Prompt
State how many lines in the listing below include the word "React", and add nothing besides the number.

Given data
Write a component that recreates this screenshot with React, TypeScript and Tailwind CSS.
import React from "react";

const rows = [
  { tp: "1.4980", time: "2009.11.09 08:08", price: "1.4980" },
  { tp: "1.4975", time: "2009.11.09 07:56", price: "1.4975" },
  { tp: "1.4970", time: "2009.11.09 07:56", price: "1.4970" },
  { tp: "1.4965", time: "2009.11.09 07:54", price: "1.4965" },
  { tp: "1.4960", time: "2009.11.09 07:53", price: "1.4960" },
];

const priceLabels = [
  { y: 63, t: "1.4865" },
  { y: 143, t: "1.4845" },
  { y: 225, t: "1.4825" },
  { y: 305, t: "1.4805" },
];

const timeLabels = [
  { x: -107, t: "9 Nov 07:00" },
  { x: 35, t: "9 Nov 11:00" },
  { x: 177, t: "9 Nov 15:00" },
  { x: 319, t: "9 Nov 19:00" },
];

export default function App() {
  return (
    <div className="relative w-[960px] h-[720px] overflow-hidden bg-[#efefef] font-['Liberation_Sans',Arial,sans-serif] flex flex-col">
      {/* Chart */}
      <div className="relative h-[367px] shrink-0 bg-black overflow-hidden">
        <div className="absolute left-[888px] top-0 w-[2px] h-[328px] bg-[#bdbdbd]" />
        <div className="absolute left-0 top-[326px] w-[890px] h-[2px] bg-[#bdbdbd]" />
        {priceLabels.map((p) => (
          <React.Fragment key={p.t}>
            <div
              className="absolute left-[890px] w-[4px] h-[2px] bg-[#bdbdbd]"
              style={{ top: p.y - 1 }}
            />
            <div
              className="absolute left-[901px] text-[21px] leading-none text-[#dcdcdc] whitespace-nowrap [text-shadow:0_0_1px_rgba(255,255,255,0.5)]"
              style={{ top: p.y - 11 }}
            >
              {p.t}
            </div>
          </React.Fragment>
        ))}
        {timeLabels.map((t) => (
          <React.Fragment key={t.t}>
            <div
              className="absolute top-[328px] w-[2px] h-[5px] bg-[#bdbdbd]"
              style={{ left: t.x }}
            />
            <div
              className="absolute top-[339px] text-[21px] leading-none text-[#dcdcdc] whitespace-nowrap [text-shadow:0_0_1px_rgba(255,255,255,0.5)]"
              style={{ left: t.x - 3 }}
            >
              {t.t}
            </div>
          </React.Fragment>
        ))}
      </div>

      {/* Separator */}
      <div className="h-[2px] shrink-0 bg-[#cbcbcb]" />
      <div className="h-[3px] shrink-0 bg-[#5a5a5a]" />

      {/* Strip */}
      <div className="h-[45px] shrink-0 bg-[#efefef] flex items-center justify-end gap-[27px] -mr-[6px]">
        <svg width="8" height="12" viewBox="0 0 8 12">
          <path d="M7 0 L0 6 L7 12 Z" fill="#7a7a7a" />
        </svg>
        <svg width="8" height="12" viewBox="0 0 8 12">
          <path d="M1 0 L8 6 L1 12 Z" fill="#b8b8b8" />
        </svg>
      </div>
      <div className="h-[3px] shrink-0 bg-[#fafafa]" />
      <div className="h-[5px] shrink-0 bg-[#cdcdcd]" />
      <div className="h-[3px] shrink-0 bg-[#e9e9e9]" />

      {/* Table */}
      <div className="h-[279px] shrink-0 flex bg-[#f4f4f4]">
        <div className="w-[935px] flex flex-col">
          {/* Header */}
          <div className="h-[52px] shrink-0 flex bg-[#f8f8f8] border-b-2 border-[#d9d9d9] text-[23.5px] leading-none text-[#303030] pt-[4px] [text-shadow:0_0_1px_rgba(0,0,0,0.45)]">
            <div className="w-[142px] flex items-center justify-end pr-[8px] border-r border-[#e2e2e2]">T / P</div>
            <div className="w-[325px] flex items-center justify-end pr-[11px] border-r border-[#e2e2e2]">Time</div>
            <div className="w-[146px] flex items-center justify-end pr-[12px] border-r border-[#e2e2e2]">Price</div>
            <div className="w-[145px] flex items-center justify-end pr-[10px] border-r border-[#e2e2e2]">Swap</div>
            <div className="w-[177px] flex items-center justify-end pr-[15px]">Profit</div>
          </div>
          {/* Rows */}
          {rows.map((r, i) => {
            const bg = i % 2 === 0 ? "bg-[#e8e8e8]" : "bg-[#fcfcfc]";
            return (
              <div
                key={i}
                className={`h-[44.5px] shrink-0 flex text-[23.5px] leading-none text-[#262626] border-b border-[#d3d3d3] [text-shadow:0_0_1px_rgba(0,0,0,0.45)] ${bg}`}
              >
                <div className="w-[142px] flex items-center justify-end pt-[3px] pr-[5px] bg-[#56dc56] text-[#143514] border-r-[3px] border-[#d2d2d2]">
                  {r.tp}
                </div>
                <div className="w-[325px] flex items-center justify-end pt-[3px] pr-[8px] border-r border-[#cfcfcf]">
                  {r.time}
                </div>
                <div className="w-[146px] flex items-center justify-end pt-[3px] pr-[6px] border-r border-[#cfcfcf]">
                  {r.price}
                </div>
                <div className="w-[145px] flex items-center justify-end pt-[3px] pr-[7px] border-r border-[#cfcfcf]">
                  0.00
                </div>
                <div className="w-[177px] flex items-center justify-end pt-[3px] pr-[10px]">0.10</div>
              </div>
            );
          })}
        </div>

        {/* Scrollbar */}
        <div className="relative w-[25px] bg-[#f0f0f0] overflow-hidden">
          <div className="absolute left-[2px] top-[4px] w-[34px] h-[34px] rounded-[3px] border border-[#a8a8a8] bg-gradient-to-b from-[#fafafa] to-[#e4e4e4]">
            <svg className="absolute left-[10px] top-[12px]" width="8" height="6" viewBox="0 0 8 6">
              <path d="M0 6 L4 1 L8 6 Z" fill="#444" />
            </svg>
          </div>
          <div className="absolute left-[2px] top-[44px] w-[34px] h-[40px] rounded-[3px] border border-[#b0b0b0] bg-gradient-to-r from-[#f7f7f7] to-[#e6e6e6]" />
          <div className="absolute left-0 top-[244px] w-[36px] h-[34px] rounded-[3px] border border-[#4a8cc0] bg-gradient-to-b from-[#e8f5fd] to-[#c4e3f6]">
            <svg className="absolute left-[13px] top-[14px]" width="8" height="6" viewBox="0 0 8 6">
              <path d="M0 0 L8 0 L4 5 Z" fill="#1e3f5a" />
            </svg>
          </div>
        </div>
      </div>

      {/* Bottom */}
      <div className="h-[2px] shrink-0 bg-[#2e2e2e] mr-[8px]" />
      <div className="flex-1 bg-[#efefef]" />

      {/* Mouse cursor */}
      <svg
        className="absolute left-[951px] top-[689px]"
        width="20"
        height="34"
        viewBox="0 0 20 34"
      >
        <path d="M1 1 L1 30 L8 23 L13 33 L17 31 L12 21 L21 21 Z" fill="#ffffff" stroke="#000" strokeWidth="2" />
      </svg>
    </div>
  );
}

Solution for this task
6